>>

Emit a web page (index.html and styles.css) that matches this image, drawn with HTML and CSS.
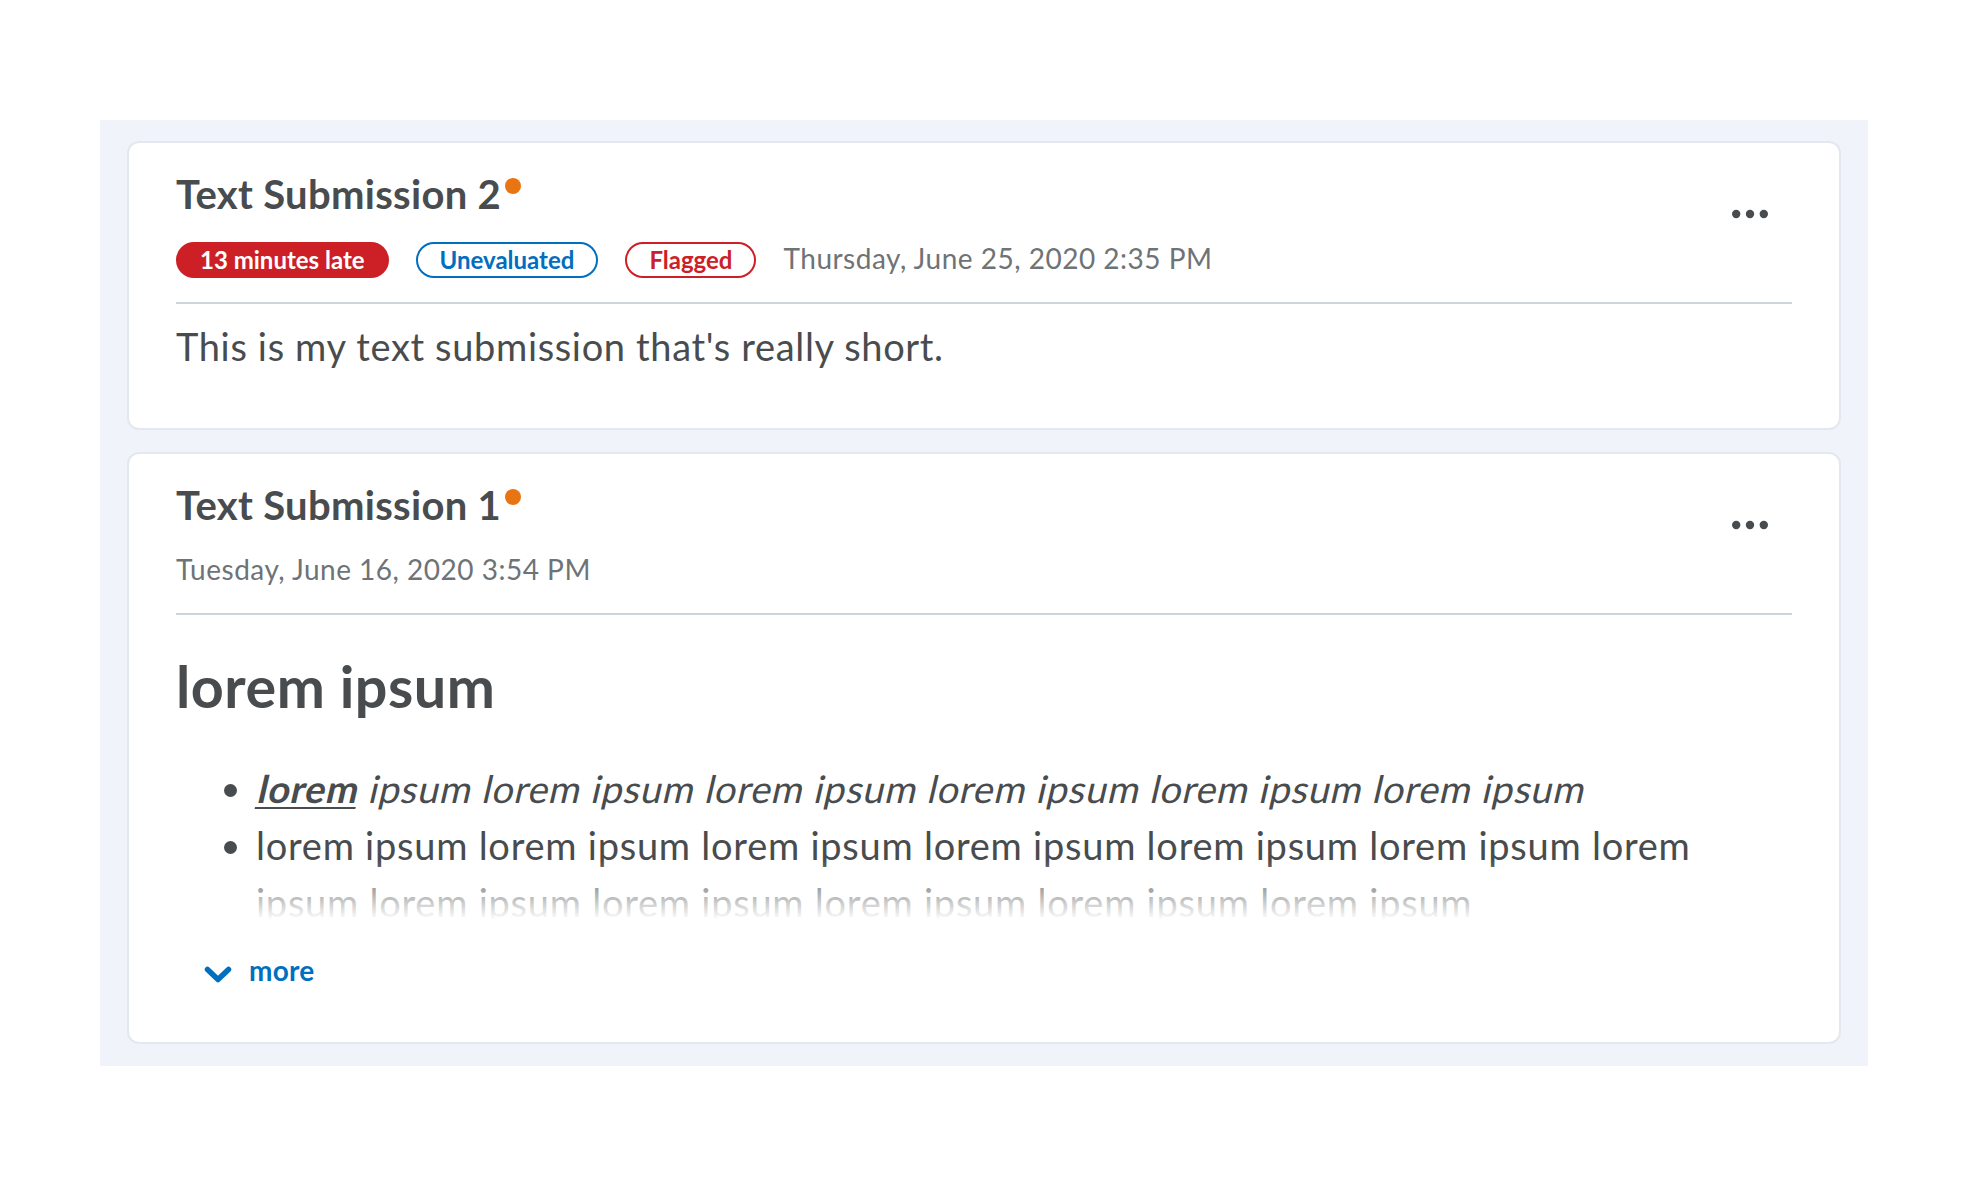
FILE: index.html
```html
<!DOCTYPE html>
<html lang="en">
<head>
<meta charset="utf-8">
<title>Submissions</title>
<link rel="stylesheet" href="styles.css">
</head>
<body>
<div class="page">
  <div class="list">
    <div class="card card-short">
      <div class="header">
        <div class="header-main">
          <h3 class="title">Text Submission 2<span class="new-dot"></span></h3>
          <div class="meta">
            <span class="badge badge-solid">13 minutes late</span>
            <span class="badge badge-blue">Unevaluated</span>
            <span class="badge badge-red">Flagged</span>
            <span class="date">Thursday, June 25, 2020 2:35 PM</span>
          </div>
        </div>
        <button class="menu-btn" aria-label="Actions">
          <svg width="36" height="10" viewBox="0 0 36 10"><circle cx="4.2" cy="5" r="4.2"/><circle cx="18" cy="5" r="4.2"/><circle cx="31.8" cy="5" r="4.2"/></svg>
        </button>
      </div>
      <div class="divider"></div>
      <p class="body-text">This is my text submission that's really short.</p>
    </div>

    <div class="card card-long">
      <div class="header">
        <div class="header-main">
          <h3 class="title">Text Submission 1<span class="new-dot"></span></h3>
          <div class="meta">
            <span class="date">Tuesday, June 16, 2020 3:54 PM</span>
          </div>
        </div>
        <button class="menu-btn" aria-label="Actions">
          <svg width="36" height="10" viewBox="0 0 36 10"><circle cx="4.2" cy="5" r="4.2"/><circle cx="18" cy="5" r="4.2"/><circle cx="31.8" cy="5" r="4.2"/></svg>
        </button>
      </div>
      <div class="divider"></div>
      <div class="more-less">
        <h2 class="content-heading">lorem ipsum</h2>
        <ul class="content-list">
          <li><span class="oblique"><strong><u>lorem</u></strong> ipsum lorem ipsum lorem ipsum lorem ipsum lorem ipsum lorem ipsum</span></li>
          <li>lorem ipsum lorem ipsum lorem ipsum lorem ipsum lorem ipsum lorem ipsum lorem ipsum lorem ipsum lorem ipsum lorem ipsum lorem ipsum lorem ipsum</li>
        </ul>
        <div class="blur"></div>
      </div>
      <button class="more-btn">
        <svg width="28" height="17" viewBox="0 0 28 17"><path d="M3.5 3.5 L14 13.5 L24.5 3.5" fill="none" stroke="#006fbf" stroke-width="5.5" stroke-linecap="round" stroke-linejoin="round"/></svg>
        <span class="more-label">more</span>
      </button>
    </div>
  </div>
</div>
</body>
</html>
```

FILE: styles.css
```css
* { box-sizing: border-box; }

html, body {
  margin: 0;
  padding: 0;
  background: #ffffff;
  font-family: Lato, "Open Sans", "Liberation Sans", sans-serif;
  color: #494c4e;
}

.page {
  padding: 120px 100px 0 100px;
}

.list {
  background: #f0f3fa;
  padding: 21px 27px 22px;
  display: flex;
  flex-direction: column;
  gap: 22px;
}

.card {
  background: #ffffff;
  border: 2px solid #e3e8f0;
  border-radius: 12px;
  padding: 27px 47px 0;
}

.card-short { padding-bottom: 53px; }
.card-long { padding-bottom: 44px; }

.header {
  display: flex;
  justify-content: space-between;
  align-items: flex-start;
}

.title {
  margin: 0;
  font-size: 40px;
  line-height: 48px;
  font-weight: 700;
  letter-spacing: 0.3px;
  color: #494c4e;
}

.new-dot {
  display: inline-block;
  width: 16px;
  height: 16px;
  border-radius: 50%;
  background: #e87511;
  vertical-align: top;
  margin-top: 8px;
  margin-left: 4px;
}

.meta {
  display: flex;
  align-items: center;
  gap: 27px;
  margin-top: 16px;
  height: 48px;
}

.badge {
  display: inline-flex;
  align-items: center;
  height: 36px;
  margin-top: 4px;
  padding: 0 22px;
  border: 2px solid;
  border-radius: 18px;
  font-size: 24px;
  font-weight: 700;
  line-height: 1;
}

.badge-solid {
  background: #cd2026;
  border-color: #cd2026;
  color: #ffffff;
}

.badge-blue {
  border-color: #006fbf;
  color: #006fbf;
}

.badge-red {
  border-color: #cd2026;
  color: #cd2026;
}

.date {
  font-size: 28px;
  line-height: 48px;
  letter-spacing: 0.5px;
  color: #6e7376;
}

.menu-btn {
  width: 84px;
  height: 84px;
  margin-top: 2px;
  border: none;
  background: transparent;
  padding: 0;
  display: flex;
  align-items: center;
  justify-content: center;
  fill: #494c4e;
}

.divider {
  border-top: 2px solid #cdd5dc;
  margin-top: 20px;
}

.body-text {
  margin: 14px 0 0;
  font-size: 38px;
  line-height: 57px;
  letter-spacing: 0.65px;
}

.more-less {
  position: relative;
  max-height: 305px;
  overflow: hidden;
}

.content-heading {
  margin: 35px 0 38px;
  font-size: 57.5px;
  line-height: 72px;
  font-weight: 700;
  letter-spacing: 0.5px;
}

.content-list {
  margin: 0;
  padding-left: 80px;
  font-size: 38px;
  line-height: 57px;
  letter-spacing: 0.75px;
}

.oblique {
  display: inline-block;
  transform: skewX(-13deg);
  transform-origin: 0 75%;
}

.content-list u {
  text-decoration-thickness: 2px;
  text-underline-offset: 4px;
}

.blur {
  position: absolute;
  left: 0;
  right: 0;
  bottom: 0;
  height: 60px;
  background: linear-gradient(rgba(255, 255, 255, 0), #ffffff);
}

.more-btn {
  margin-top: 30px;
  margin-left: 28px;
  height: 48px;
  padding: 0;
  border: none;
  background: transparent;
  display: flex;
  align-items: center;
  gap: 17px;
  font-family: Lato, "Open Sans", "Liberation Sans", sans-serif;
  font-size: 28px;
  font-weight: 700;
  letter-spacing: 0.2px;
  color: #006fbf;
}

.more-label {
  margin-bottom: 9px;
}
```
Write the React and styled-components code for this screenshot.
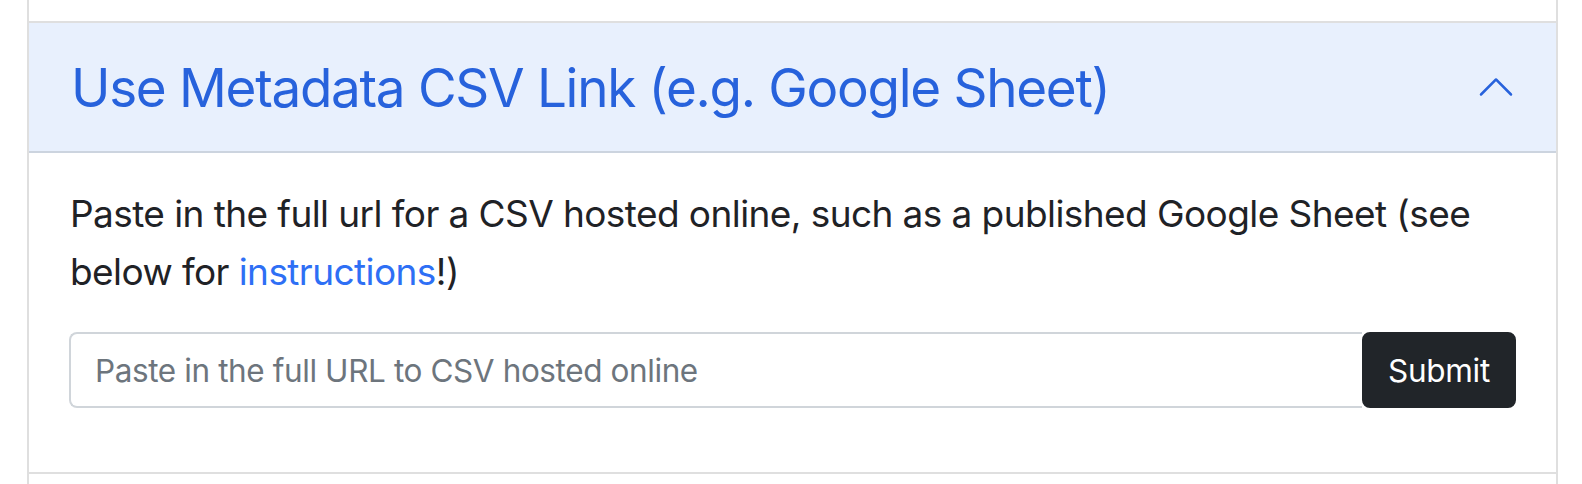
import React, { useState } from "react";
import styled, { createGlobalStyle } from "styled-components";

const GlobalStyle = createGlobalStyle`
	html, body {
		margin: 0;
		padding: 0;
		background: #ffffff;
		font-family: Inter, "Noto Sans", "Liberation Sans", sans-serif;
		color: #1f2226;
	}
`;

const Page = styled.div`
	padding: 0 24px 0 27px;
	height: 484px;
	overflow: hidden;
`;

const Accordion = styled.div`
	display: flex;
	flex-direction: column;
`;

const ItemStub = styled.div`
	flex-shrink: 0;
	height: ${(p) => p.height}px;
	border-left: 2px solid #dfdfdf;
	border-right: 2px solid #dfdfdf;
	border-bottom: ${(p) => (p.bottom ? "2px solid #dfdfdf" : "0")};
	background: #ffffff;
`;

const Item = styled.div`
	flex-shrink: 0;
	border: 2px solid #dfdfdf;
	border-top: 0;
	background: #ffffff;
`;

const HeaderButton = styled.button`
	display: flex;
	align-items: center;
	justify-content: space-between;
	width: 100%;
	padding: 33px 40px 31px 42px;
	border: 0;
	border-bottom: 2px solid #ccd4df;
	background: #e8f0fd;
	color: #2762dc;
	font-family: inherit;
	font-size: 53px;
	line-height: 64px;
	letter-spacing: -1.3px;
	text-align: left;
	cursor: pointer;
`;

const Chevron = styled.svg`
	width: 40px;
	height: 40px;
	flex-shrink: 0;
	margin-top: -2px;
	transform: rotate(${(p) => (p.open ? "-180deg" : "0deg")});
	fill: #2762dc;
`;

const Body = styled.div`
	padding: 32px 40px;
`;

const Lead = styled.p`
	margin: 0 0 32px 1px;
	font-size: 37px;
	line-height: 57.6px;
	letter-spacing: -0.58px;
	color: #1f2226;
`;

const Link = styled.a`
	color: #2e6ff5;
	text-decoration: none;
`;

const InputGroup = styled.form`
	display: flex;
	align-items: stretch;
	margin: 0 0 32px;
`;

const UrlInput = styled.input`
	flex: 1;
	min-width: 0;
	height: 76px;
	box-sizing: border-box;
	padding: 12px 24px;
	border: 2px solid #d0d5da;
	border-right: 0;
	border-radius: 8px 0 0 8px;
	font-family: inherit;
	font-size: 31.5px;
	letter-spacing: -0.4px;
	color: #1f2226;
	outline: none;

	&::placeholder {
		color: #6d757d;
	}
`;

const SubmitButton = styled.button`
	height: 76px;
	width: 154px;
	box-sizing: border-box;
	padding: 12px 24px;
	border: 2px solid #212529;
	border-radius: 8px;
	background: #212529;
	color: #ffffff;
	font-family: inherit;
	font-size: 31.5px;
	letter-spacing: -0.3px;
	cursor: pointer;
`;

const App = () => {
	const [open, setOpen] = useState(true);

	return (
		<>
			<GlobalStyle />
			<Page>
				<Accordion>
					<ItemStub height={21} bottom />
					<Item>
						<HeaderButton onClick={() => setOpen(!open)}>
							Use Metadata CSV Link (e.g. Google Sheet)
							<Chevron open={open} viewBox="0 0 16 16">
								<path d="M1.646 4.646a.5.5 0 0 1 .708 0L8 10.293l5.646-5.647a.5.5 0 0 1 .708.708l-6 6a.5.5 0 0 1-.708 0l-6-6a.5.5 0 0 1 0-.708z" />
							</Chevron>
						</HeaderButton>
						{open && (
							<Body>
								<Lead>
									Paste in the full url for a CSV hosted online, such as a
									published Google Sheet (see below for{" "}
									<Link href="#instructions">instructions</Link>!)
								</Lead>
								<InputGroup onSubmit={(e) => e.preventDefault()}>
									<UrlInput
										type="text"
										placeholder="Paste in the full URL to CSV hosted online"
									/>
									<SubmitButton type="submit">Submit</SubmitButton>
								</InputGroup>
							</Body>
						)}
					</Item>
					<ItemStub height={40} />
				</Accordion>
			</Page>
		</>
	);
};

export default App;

<<

STATED GOAL
Copy out every line from the records that has the word "index".

TASK SOLUTION
Emit a web page (index.html and styles.css) that matches this image, drawn with HTML and CSS.
FILE: index.html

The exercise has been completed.